This Issue









Vol. 1, No. 2 • Summer 1997

Parenting Children with Special Needs: A Parent's Perspective
by Susan A. Valiquette

IFSP, IEP, ITP, DEC, PL 94-142, PL 99-457, IDEA: How is a parent supposed to keep this alphabet soup straight?

When we are first told that our child has a disability, most of us want to run and hide and just hold our babies, but because of their special needs, we can't. Instead of just being "Mom" and "Dad," we have to become social workers, case managers, and caregivers. The baby's brothers and sisters become "siblings"--a word you seldom hear unless it's related to a child with special needs. We have to have our babies evaluated, write an "Individualized Family Service Plan" and then we have to implement it. We have strangers coming into our homes to show us how to best parent our children. And we do it all, not because it is our choice, but because we have no choice. We want to do what is best for our child and we need help and guidance.

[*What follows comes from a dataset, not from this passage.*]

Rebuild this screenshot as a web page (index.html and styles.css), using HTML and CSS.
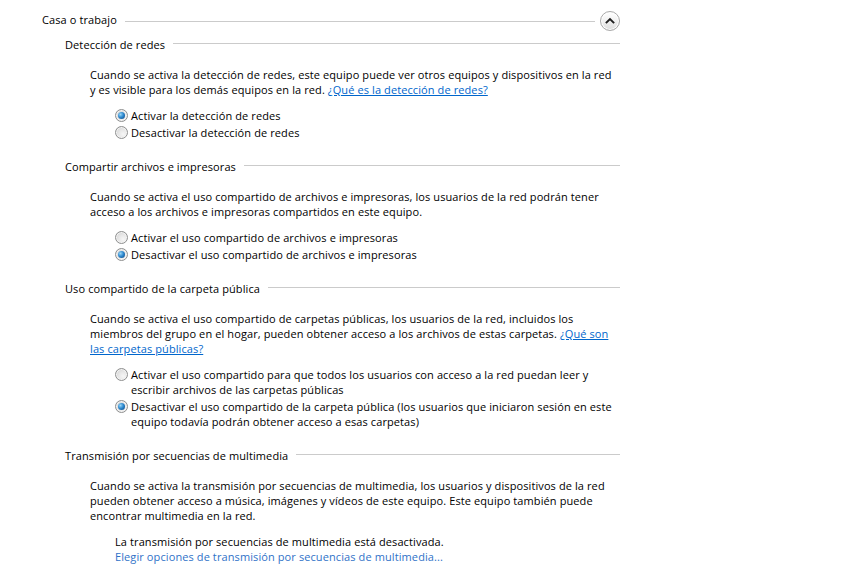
FILE: index.html
```html
<!DOCTYPE html>
<html lang="es">
<head>
<meta charset="utf-8">
<title>Configuración de uso compartido avanzado</title>
<link rel="stylesheet" href="styles.css">
</head>
<body>
<div class="page">
  <div class="group-head">
    <span class="group-title">Casa o trabajo</span>
    <span class="rule"></span>
    <button class="collapse" type="button" aria-label="Contraer">
      <svg width="20" height="20" viewBox="0 0 20 20"><path d="M6.2 11.6 L10 7.9 L13.8 11.6" fill="none" stroke="#1f1f1f" stroke-width="2.2" stroke-linecap="square" stroke-linejoin="miter"/></svg>
    </button>
  </div>

  <section class="section first">
    <div class="section-head"><span class="section-title">Detección de redes</span><span class="rule"></span></div>
    <p class="desc">Cuando se activa la detección de redes, este equipo puede ver otros equipos y dispositivos en la red<br>y es visible para los demás equipos en la red. <a href="#" class="link">¿Qué es la detección de redes?</a></p>
    <div class="options">
      <div class="option"><span class="radio checked"></span><span class="opt-text">Activar la detección de redes</span></div>
      <div class="option"><span class="radio"></span><span class="opt-text">Desactivar la detección de redes</span></div>
    </div>
  </section>

  <section class="section">
    <div class="section-head"><span class="section-title">Compartir archivos e impresoras</span><span class="rule"></span></div>
    <p class="desc">Cuando se activa el uso compartido de archivos e impresoras, los usuarios de la red podrán tener<br>acceso a los archivos e impresoras compartidos en este equipo.</p>
    <div class="options">
      <div class="option"><span class="radio"></span><span class="opt-text">Activar el uso compartido de archivos e impresoras</span></div>
      <div class="option"><span class="radio checked"></span><span class="opt-text">Desactivar el uso compartido de archivos e impresoras</span></div>
    </div>
  </section>

  <section class="section">
    <div class="section-head"><span class="section-title">Uso compartido de la carpeta pública</span><span class="rule"></span></div>
    <p class="desc">Cuando se activa el uso compartido de carpetas públicas, los usuarios de la red, incluidos los<br>miembros del grupo en el hogar, pueden obtener acceso a los archivos de estas carpetas. <a href="#" class="link">¿Qué son</a><br><a href="#" class="link">las carpetas públicas?</a></p>
    <div class="options">
      <div class="option"><span class="radio"></span><span class="opt-text">Activar el uso compartido para que todos los usuarios con acceso a la red puedan leer y<br>escribir archivos de las carpetas públicas</span></div>
      <div class="option"><span class="radio checked"></span><span class="opt-text">Desactivar el uso compartido de la carpeta pública (los usuarios que iniciaron sesión en este<br>equipo todavía podrán obtener acceso a esas carpetas)</span></div>
    </div>
  </section>

  <section class="section">
    <div class="section-head"><span class="section-title">Transmisión por secuencias de multimedia</span><span class="rule"></span></div>
    <p class="desc">Cuando se activa la transmisión por secuencias de multimedia, los usuarios y dispositivos de la red<br>pueden obtener acceso a música, imágenes y vídeos de este equipo. Este equipo también puede<br>encontrar multimedia en la red.</p>
    <div class="status">
      <div class="status-text">La transmisión por secuencias de multimedia está desactivada.</div>
      <a href="#" class="action">Elegir opciones de transmisión por secuencias de multimedia...</a>
    </div>
  </section>
</div>
</body>
</html>
```

FILE: styles.css
```css
html, body {
  margin: 0;
  padding: 0;
  background: #ffffff;
}

body {
  font-family: "Open Sans", "Noto Sans", "Liberation Sans", sans-serif;
  font-size: 11px;
  line-height: 15px;
  letter-spacing: 0.1px;
  color: #000000;
  overflow: hidden;
}

.page {
  width: 578px;
  padding: 11px 0 0 42px;
}

.group-head {
  display: flex;
  align-items: center;
  height: 20px;
}

.group-title {
  white-space: nowrap;
  margin-top: -4px;
}

.rule {
  flex: 1;
  height: 1px;
  background: #cbcbcb;
  margin-left: 8px;
}

.group-head .rule {
  margin-right: 5px;
}

.collapse {
  width: 20px;
  height: 20px;
  padding: 0;
  margin: 0;
  border: 1px solid #a9a9a9;
  border-radius: 50%;
  background: linear-gradient(#ffffff 0%, #f1f1f1 50%, #dcdcdc 100%);
  box-shadow: inset 0 0 0 1px #ffffff;
  display: flex;
  align-items: center;
  justify-content: center;
}

.collapse svg {
  display: block;
}

.section {
  padding-left: 23px;
  margin-top: 19px;
}

.section.first {
  margin-top: 6px;
}

.section-head {
  display: flex;
  align-items: center;
  height: 15px;
}

.section-title {
  white-space: nowrap;
}

.section-head .rule {
  margin-top: -2px;
}

.desc {
  margin: 15px 0 0 25px;
  white-space: nowrap;
}

.link {
  color: #0066cc;
  text-decoration: underline;
}

.options {
  margin: 11px 0 0 50px;
  display: flex;
  flex-direction: column;
  gap: 2px;
}

.option {
  display: flex;
  align-items: flex-start;
  white-space: nowrap;
}

.radio {
  position: relative;
  flex: none;
  box-sizing: border-box;
  width: 13px;
  height: 13px;
  margin: 1px 3px 0 0;
  border: 1px solid #8e8f8f;
  border-radius: 50%;
  background: radial-gradient(circle at 65% 65%, #f6f6f6 0%, #e6e6e6 45%, #c9c9c9 100%);
  box-shadow: inset 0 0 0 1px #f3f3f3;
}

.radio.checked::after {
  content: "";
  position: absolute;
  left: 2px;
  top: 2px;
  width: 7px;
  height: 7px;
  border-radius: 50%;
  background: radial-gradient(circle at 35% 35%, #9ad6f6 0%, #2e8ad0 45%, #0b3f78 100%);
}

.status {
  margin: 11px 0 0 50px;
  white-space: nowrap;
}

.action {
  display: block;
  color: #3072c8;
  text-decoration: none;
}
```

Giving birth to a child with a disability is no different than giving birth to a child without a disability. Neither one comes with an owner's manual. Parenting is not an innate skill. It's complicated enough having a healthy child, but having a child with special needs means that our needs are special, too. As parents we just want to do the right thing by our children.

Our son was born almost 21 years ago. He was rushed to a hospital 100 miles away for immediate surgery. Later he was diagnosed with Down's Syndrome. And so began our long journey through a system that is not really designed for the everyday person. In the end he had two dozen more surgeries. We had to learn how to talk to doctors, nurses, social workers, and other service providers as well as friends and family about our child.

We learned early on that we had to let go of the notion that the system would work by itself, that doctors would make the right decisions, that the education system would do the right thing, or that society would open its arms to our baby. It's not that any of these systems are particularly cold-hearted, it's more that they are so overwhelmed by people's needs that they can't do what they need to do and advocate for children at the same time. That became our job.

We had to learn about Public Law 94-142, which says our child has the right to get services that will help him later in life; we had to talk to legislators, educators, and medical personnel. Basically, we had to become experts in disability rights. As our child aged and his needs changed, so did our level of expertise.

As parents, all of us have to become proficient at finding information that will help our children. We have to become detectives as well as continue our role as care providers. This is often an overwhelming responsibility for families. We look to other families for support and assistance in deciding which path to follow. Parent support programs often become our social outlet. The information that can be found in one evening can save days of research.

Service providers can be excellent resources. We talk about working as a team, but oftentimes it is just talk--talk. But when both parent and professional work together--really understanding each other's needs and strengths--it truly becomes a team. Both parent and professional--be it a doctor, early interventionist, a teacher, or other serve provider--bring a level of expertise that we as parents don't have.

But it should never be forgotten that we, the parents, have a level of expertise that they, the professionals, can never have. We know our children better than anyone else. We know what feels "right" for our children, and we will go to the ends of the earth to make sure our children get the chance to live the peaceful, happy life they so deserve.

Susan Valiquette works at Family Support Network of North Carolina.